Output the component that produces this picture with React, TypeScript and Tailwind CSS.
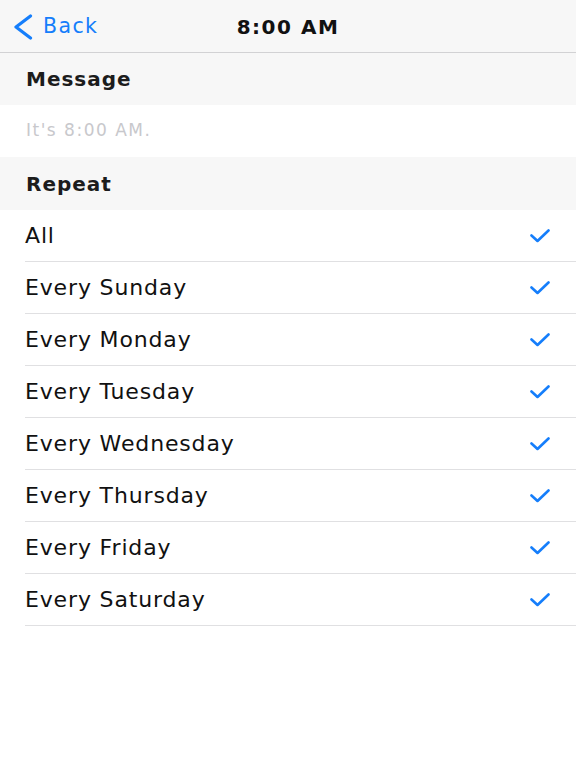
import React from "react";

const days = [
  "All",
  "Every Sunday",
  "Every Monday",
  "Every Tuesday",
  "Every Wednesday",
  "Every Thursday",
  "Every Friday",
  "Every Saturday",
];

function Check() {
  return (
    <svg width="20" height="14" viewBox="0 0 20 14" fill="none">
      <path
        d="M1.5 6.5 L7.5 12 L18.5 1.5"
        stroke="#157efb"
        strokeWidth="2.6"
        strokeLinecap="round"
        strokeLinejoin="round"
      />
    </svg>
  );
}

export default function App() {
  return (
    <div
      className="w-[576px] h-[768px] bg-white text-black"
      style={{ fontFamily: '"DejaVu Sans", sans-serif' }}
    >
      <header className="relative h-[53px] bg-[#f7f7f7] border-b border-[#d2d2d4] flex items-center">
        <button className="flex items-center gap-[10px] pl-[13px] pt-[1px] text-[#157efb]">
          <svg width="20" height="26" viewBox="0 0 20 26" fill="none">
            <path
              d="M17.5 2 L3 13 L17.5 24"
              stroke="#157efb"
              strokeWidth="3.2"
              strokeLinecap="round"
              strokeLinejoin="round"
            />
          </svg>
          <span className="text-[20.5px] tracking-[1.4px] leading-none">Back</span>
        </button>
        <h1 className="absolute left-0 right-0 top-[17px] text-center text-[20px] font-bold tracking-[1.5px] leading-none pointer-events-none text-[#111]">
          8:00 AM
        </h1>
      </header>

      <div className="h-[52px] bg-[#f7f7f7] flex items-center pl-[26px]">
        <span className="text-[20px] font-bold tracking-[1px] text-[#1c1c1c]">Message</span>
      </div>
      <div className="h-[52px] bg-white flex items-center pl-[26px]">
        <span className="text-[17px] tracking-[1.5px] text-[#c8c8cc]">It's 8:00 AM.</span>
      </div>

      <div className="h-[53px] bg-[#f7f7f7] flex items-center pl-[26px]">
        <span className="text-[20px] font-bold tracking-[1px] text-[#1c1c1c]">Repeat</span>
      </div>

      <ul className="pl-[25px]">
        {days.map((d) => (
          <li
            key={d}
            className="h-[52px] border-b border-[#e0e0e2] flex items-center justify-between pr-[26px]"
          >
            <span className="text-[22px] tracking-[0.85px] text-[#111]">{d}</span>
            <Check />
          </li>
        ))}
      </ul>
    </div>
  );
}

.....

Task objective: Repeat verbatim all the material, but not the pictures.

Result for this task:
Output the component that produces this picture with React, TypeScript and Tailwind CSS.
import React from "react";

const days = [
  "All",
  "Every Sunday",
  "Every Monday",
  "Every Tuesday",
  "Every Wednesday",
  "Every Thursday",
  "Every Friday",
  "Every Saturday",
];

function Check() {
  return (
    <svg width="20" height="14" viewBox="0 0 20 14" fill="none">
      <path
        d="M1.5 6.5 L7.5 12 L18.5 1.5"
        stroke="#157efb"
        strokeWidth="2.6"
        strokeLinecap="round"
        strokeLinejoin="round"
      />
    </svg>
  );
}

export default function App() {
  return (
    <div
      className="w-[576px] h-[768px] bg-white text-black"
      style={{ fontFamily: '"DejaVu Sans", sans-serif' }}
    >
      <header className="relative h-[53px] bg-[#f7f7f7] border-b border-[#d2d2d4] flex items-center">
        <button className="flex items-center gap-[10px] pl-[13px] pt-[1px] text-[#157efb]">
          <svg width="20" height="26" viewBox="0 0 20 26" fill="none">
            <path
              d="M17.5 2 L3 13 L17.5 24"
              stroke="#157efb"
              strokeWidth="3.2"
              strokeLinecap="round"
              strokeLinejoin="round"
            />
          </svg>
          <span className="text-[20.5px] tracking-[1.4px] leading-none">Back</span>
        </button>
        <h1 className="absolute left-0 right-0 top-[17px] text-center text-[20px] font-bold tracking-[1.5px] leading-none pointer-events-none text-[#111]">
          8:00 AM
        </h1>
      </header>

      <div className="h-[52px] bg-[#f7f7f7] flex items-center pl-[26px]">
        <span className="text-[20px] font-bold tracking-[1px] text-[#1c1c1c]">Message</span>
      </div>
      <div className="h-[52px] bg-white flex items-center pl-[26px]">
        <span className="text-[17px] tracking-[1.5px] text-[#c8c8cc]">It's 8:00 AM.</span>
      </div>

      <div className="h-[53px] bg-[#f7f7f7] flex items-center pl-[26px]">
        <span className="text-[20px] font-bold tracking-[1px] text-[#1c1c1c]">Repeat</span>
      </div>

      <ul className="pl-[25px]">
        {days.map((d) => (
          <li
            key={d}
            className="h-[52px] border-b border-[#e0e0e2] flex items-center justify-between pr-[26px]"
          >
            <span className="text-[22px] tracking-[0.85px] text-[#111]">{d}</span>
            <Check />
          </li>
        ))}
      </ul>
    </div>
  );
}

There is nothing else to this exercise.